Bird Watching
Warning: This review alludes to the film’s ending.
This spin-off from Suicide Squad, with Margot Robbie reprising her role as Harley Quinn, has a plot mapped out like a toddler’s doodle. It takes most of the two hour-plus running time to get the titular Birds into the same room, and having done so, gives them a single thing to do together before they go their separate ways.
The parent movie was also a structural misfit – it had one act drawn out over two hours. Perhaps, to adopt the tiresome metacommentary that’s heard throughout Birds of Prey, that’s unfair – maybe the plot better resembles the giant target on Harley’s living room wall. There’s a single idea at the centre – teen pickpocket steals diamond coveted by crime lord and new free agent Quinn is told to bring her in or be killed – and lots of concentric story circles that orbit this centre, thereby enlarging a story that told straight would barely fill out a ten minute short.
Cathy Yan’s movie is full of sound and fury, but it’s an empty and overcooked spectacle that manages the unforgivable double whammy of being witless and boring. Your eyes grow weary of the DayGlo colour scheme, reminiscent of that other DC-inspired disaster of yesteryear, Joel Schumacher’s Batman movies.
Schumacher at least, exerted full control over his material, even if that material was toxic. Yan’s coarse, cokehead sensibility, makes for a disjointed and dispiriting film about nothing; a movie with dubious feminist credentials that ultimately amounts to a group of thin characters, who never transcend their signature traits, piling pain and physical injury onto a succession of psychopathic males.

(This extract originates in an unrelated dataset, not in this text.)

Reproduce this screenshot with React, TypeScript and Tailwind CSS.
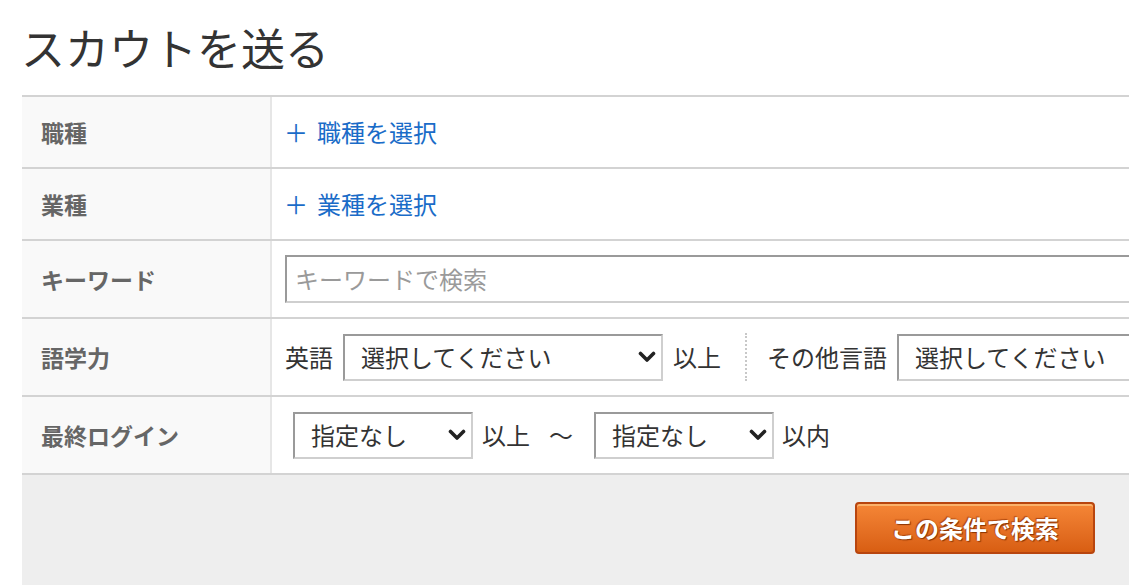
import React from "react";

const Chevron = () => (
  <svg width="18" height="14" viewBox="0 0 18 14" className="shrink-0">
    <path d="M2.5 3.5 L9 10 L15.5 3.5" fill="none" stroke="#222" strokeWidth="3.6" strokeLinecap="round" strokeLinejoin="round" />
  </svg>
);

const Select = ({ w, text }: { w: string; text: string }) => (
  <div className={`${w} h-[47px] flex items-center justify-between pl-[16px] pr-[5px] border-2 border-t-[#9a9a9a] border-l-[#9a9a9a] border-r-[#cfcfcf] border-b-[#cfcfcf] bg-white shrink-0`}>
    <span className="text-[24px] text-[#333] whitespace-nowrap">{text}</span>
    <Chevron />
  </div>
);

const Label = ({ children }: { children: React.ReactNode }) => (
  <div className="w-[250px] shrink-0 bg-[#f9f9f9] border-r-2 border-[#e6e6e6] flex items-center pl-[19px] text-[23px] font-bold text-[#666]">
    {children}
  </div>
);

export default function App() {
  return (
    <div className="w-[1129px] h-[585px] overflow-hidden bg-white" style={{ fontFamily: '"Noto Sans CJK JP", "Noto Sans", sans-serif' }}>
      <h1 className="pl-[21px] pt-[18px] h-[95px] text-[44px] leading-[58px] text-[#333] font-normal">スカウトを送る</h1>
      <div className="ml-[22px] w-[1200px] border-t-2 border-[#d3d3d3]">
        <div className="flex h-[72px] border-b-2 border-[#d3d3d3]">
          <Label>職種</Label>
          <div className="flex items-center pl-[12px] text-[24px] text-[#1a6cc8]">
            <span className="mr-[9px]">＋</span>職種を選択
          </div>
        </div>
        <div className="flex h-[72px] border-b-2 border-[#d3d3d3]">
          <Label>業種</Label>
          <div className="flex items-center pl-[12px] text-[24px] text-[#1a6cc8]">
            <span className="mr-[9px]">＋</span>業種を選択
          </div>
        </div>
        <div className="flex h-[78px] border-b-2 border-[#d3d3d3]">
          <Label>キーワード</Label>
          <div className="flex items-center pl-[13px] flex-1">
            <div className="w-full h-[48px] border-2 border-t-[#9a9a9a] border-l-[#9a9a9a] border-r-[#cfcfcf] border-b-[#cfcfcf] flex items-center pl-[8px] text-[24px] text-[#9a9a9a]">
              キーワードで検索
            </div>
          </div>
        </div>
        <div className="flex h-[78px] border-b-2 border-[#d3d3d3]">
          <Label>語学力</Label>
          <div className="flex items-center pl-[13px] text-[24px] text-[#333] whitespace-nowrap">
            <span className="mr-[10px]">英語</span>
            <Select w="w-[320px]" text="選択してください" />
            <span className="ml-[10px]">以上</span>
            <div className="ml-[24px] h-[48px] border-l-2 border-dotted border-[#c8c8c8]" />
            <span className="ml-[20px] mr-[10px]">その他言語</span>
            <Select w="w-[320px]" text="選択してください" />
          </div>
        </div>
        <div className="flex h-[78px] border-b-2 border-[#d3d3d3]">
          <Label>最終ログイン</Label>
          <div className="flex items-center pl-[21px] text-[24px] text-[#333] whitespace-nowrap">
            <Select w="w-[180px]" text="指定なし" />
            <span className="ml-[9px]">以上</span>
            <span className="ml-[19px]">～</span>
            <span className="ml-[21px]" />
            <Select w="w-[180px]" text="指定なし" />
            <span className="ml-[8px]">以内</span>
          </div>
        </div>
        <div className="h-[120px] bg-[#eeeeee] flex justify-start pl-[833px] pt-[27px]">
          <button className="w-[240px] h-[52px] rounded-[4px] border-2 border-[#b8450e] bg-gradient-to-b from-[#f58636] to-[#d85e12] text-white font-bold text-[24px] shadow-[inset_0_2px_0_#fbb26a]" style={{ textShadow: "1px 1px 1px #8a3300, -1px -1px 1px #b04a10" }}>
            この条件で検索
          </button>
        </div>
      </div>
    </div>
  );
}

Maybe women will cheer, but this male audience member felt like he’d had a mobile phone kicked at his head, or his legs broken, or his groin pummelled, and was left without a single joke or memorable sequence that he could point to that had alleviated the gloom.
The world of Gotham is supposed to be a depressing place – through irritatingly in the DCEU it’s just New York redressed, but Birds of Prey, content to be nihilistic and mean-spirited as an end in itself, gives the audience not one character it can engage with emotionally or psychologically, leaving them adrift in a world of sensory overload and fetishized violence. In short, it’s trash, and deserves to sink without trace, like Ewan McGregor’s body parts.